On Tue, Apr 29, 2025 at 4:47 PM Jiayuan Chen jiayuan.chen@linux.dev wrote:
This looks to me like an artificial benchmark. Surely perf will be higher when wq is executed on free cpu. In production all cpus likely have work to do, so this whole approach 'lets ask wq to run on that cpu' isn't going to work. Looks like RPS helps. Use that. I think it will scale and work better when the whole server is loaded. pw-bot: cr
Hi Alexei, you're right for requests coming from a remote host, all CPUs are running; in cloud-native scenarios where Sidecars are widely used, they access each other through loopback, but for requests accessing each other through loopback, the wq (workqueue) will definitely run on the CPU where the client is located (based on the implementation of loopback and wq).

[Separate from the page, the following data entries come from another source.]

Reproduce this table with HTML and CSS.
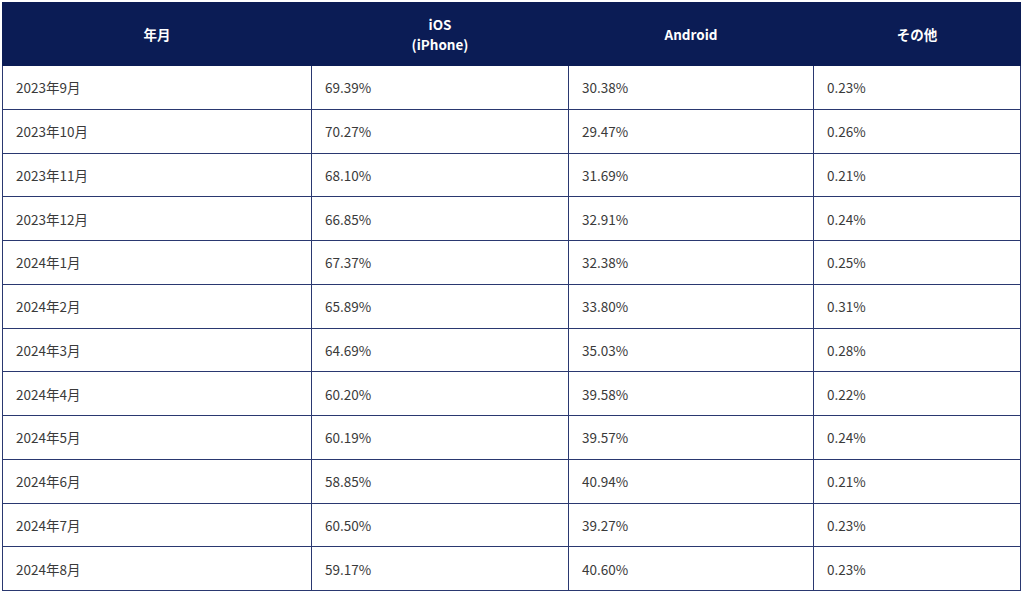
FILE: index.html
```html
<!DOCTYPE html>
<html lang="ja">
<head>
<meta charset="utf-8">
<link rel="stylesheet" href="styles.css">
</head>
<body>
<table class="share">
  <colgroup>
    <col class="c1"><col class="c2"><col class="c3"><col class="c4">
  </colgroup>
  <thead>
    <tr><th>年月</th><th>iOS<br>(iPhone)</th><th>Android</th><th>その他</th></tr>
  </thead>
  <tbody>
    <tr><td>2023年9月</td><td>69.39%</td><td>30.38%</td><td>0.23%</td></tr>
    <tr><td>2023年10月</td><td>70.27%</td><td>29.47%</td><td>0.26%</td></tr>
    <tr><td>2023年11月</td><td>68.10%</td><td>31.69%</td><td>0.21%</td></tr>
    <tr><td>2023年12月</td><td>66.85%</td><td>32.91%</td><td>0.24%</td></tr>
    <tr><td>2024年1月</td><td>67.37%</td><td>32.38%</td><td>0.25%</td></tr>
    <tr><td>2024年2月</td><td>65.89%</td><td>33.80%</td><td>0.31%</td></tr>
    <tr><td>2024年3月</td><td>64.69%</td><td>35.03%</td><td>0.28%</td></tr>
    <tr><td>2024年4月</td><td>60.20%</td><td>39.58%</td><td>0.22%</td></tr>
    <tr><td>2024年5月</td><td>60.19%</td><td>39.57%</td><td>0.24%</td></tr>
    <tr><td>2024年6月</td><td>58.85%</td><td>40.94%</td><td>0.21%</td></tr>
    <tr><td>2024年7月</td><td>60.50%</td><td>39.27%</td><td>0.23%</td></tr>
    <tr><td>2024年8月</td><td>59.17%</td><td>40.60%</td><td>0.23%</td></tr>
  </tbody>
</table>
</body>
</html>
```
FILE: styles.css
```css
html, body {
  margin: 0;
  padding: 0;
  background: #ffffff;
}
body {
  padding: 2px 4px 0 2px;
  font-family: "Noto Sans CJK JP", "Noto Sans", sans-serif;
  color: #3a3a3a;
}
.share {
  width: 1018px;
  border-collapse: collapse;
  table-layout: fixed;
  font-size: 13.5px;
}
.c1 { width: 309px; }
.c2 { width: 257px; }
.c3 { width: 245px; }
.c4 { width: 207px; }
.share th {
  background: #0b1c55;
  color: #ffffff;
  font-weight: 700;
  text-align: center;
  height: 62px;
  padding: 0 12px;
  line-height: 20px;
  border: 1px solid #0b1c55;
}
.share td {
  height: 42.75px;
  padding: 0 12px 0 13px;
  border: 1px solid #2a3870;
  line-height: 20px;
  vertical-align: middle;
}
```
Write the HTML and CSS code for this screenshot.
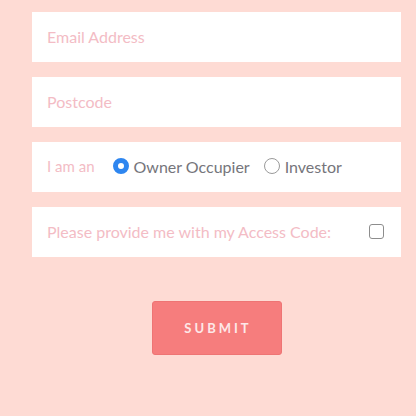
FILE: index.html
```html
<!DOCTYPE html>
<html>
<head>
<meta charset="utf-8">
<link rel="stylesheet" href="styles.css">
</head>
<body>
<form class="form">
  <div class="field"><input class="text" type="text" placeholder="Email Address"></div>
  <div class="field"><input class="text" type="text" placeholder="Postcode"></div>
  <div class="field">
    <span class="label label-small">I am an</span>
    <label class="opt opt-first"><input class="radio" type="radio" name="t" checked><span>Owner Occupier</span></label>
    <label class="opt"><input class="radio" type="radio" name="t"><span>Investor</span></label>
  </div>
  <div class="field field-check">
    <span class="label">Please provide me with my Access Code:</span>
    <input class="check" type="checkbox">
  </div>
  <div class="actions"><button class="submit" type="button">SUBMIT</button></div>
</form>
</body>
</html>
```
FILE: styles.css
```css
html, body {
  margin: 0;
  padding: 0;
  background: #fedbd4;
  font-family: Lato, "Open Sans", sans-serif;
}
.form {
  margin: 0;
  padding: 12px 15px 0 32px;
  display: flex;
  flex-direction: column;
  gap: 15px;
}
.field {
  height: 50px;
  background: #ffffff;
  display: flex;
  align-items: center;
  padding: 0 15px 2px;
  box-sizing: border-box;
}
.text {
  border: 0;
  outline: 0;
  width: 100%;
  padding: 0;
  font: inherit;
  font-size: 16px;
  background: transparent;
}
.text::placeholder { color: #f3bcc5; opacity: 1; }
.label {
  font-size: 16px;
  color: #f3bcc5;
}
.label-small { font-size: 15px; }
.opt {
  display: flex;
  align-items: center;
  font-size: 16px;
  color: #75757b;
  margin-left: 14px;
}
.opt-first { margin-left: 18px; }
.radio {
  appearance: none;
  -webkit-appearance: none;
  margin: 0 5px 0 0;
  width: 16px;
  height: 16px;
  border-radius: 50%;
  border: 1px solid #9a9a9a;
  box-sizing: border-box;
  background: #fff;
}
.radio:checked {
  border: 5px solid #2e86f0;
  background: #fff;
}
.field-check { justify-content: space-between; }
.check {
  appearance: none;
  -webkit-appearance: none;
  margin: 0 2px 0 0;
  width: 15px;
  height: 15px;
  border: 1px solid #8d8d8d;
  border-radius: 3px;
  box-sizing: border-box;
  background: #fff;
}
.actions {
  display: flex;
  justify-content: center;
  padding-top: 29px;
}
.submit {
  width: 130px;
  height: 54px;
  background: #f67d7d;
  border: 1px solid #ee7474;
  border-radius: 3px;
  color: #fde8e8;
  font-family: Lato, sans-serif;
  font-weight: 700;
  font-size: 13px;
  letter-spacing: 3px;
  padding: 0 0 0 3px;
}
```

Since the Sidecar itself is bound to a CPU, which means that in actual scenarios, the CPU bound to the gateway (reverse proxy) program using sockmap cannot be fully utilized.
Enabling RPS can alleviate the sockmap issue, but it will introduce an extra software calculation, so from a performance perspective, we still expect to have a solution that can achieve the highest performance.
And I think it's wrong to optimize for performance of one particular setup. An API that picks a cpu is difficult to get right. Too easy to make performance worse.